The European Commission is set to withdraw the accreditation of two Bulgarian agencies and bar them for using EU funds after details of a European Commission report on Bulgaria’s fight against corruption and organised crime will be officially issued on July 23. Two agencies under the Ministry of Regional Development and Public Works and the Finance Ministry will lose their permits to operate with EU funding under the bloc’s pre-accession programme PHARE. This could deprive Sofia of about €600 million. Two other agency/programme can meet the same procedure.
Some average reader could think that some clever crocks have put nice sum in their pockets because the report highlights corruption, organized crime and economical fraud activities in Bulgaria.

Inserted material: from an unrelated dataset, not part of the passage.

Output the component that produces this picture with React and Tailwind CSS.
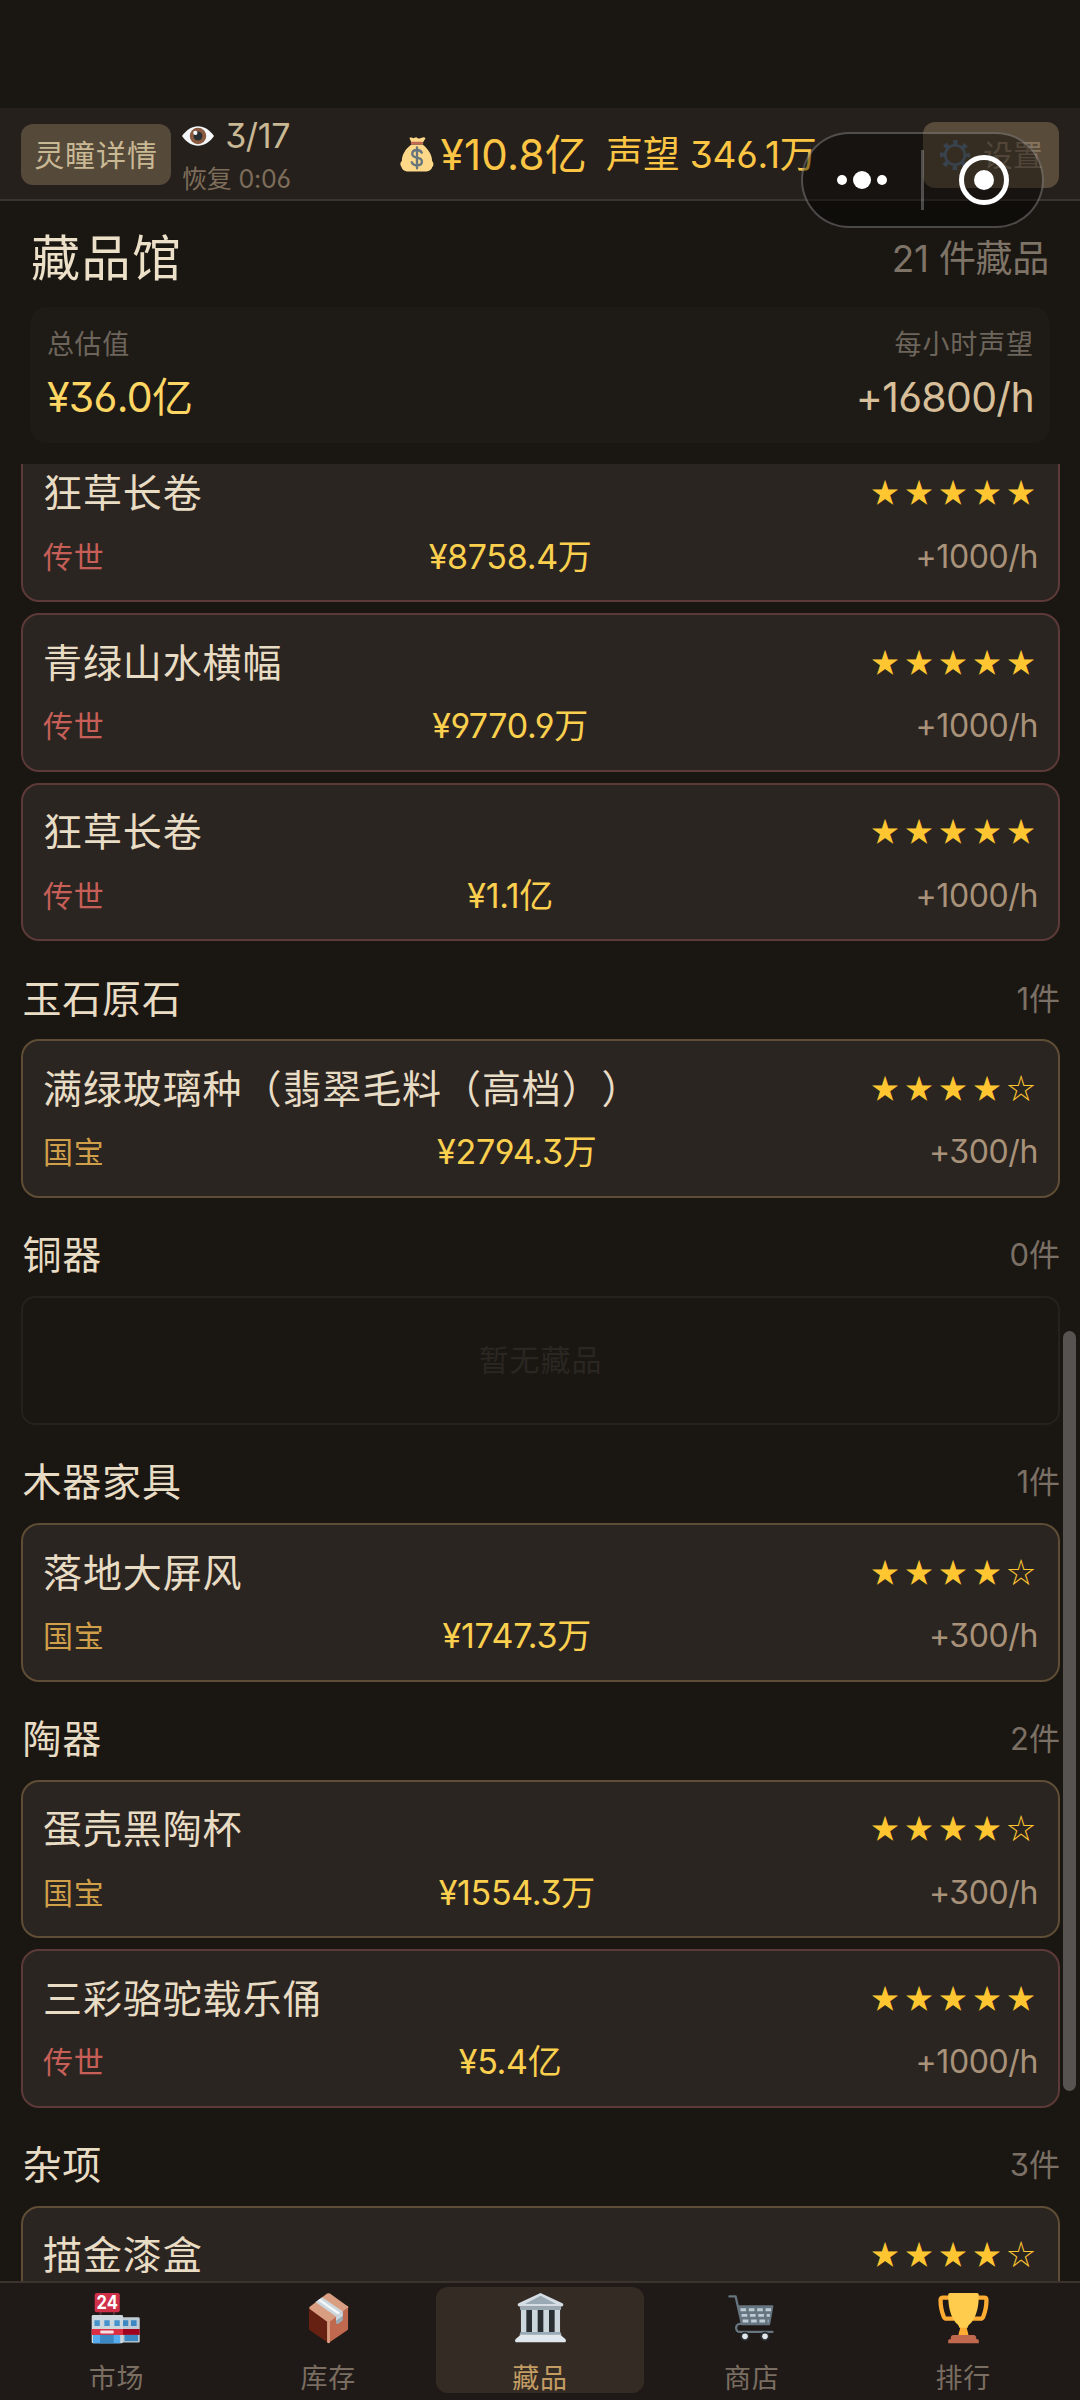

Undoubtedly this kind of crimes has happened. However the question about administration of EU funds is more complex than simple crimes. I have worked some 15 years with EU projects and would like bring forward some other aspects from fieldlevel of project management.
EU has some 500-800 different programmes from where individual projects can have 10-100 % financing of their costs. There is some general guidelines, but nearly every programme has also individual regulations, practice and details. For administration it is huge task to manage, coordinate and implement this puzzle.
EU funding/payment can be delayed or revised e.g. if project manager has offered coffee to participants during training session in one programme when this is allowed with other EU programme. Also he can make mistake using real exchange course in payment claim when only monthly average course is allowed. Most projects need own or SME financial contribution but sometimes according one programme rules it comes from too big company, or company is wrong side of municipal border while implementing regional development project. In payment claim some costs can be in wrong budget line or project manager has forgot to ask amendment/revision decision from Management Authority to do so. Some times it is also difficult to interpret if part of project partners´administrative work is its normal development work (uneligible cost) or strictly project development work (eligible cost).
So there is different regulations which are eligible costs in each project depending from which programme main financing is coming. Many times while programme period changes even the EU officials do not know all details which to apply on the beginning of programme period - how then the project manager or province/state level managing authority could forecast them.
Before mentioned boring details can give picture about bad project management, when similar details occurs with most of the projects one can judge situation as bad programme/EU fund management. But one can also see, that this kind of details are far away from organized crime scene.
What is crime from my point of view is that most EU officials/Management Authorities are more interested about small financial details than the outcome of programme/projects. It is possible to keep budget lines, make a perfect financial report where every cent is in right place without any impact on the field. It is as well possible to implement project with excellent results, superb beneficiary feedback, with many spin-offs and follow-ups which following an insufficient financial report will be doomed as failure.
In accordance of my opinion EU should shift the emphasis of the activity from financial nitpicking to goal orientated approach and the first question from EU officials should be the results on the field. The priorities could be e.g. following:
- Is there any sence in proposed Logical Framework of programme/project
- What are the results, are they verified and real
- How the results were achieved (not to estimate justification of costs but to find best practices for similar cases in other regions/fields)
- How much were the costs (to compare relation of results to investment)
In case of Bulgaria I do not know how much the question is corruption, organized crime etc. and how much simply problems with applying complex EU bureacracy new member state. However as taxpayer I would like to see EU concentrating to big lines in real world instead detail hooning between specialists about topics those influence to average citizen are close to zero.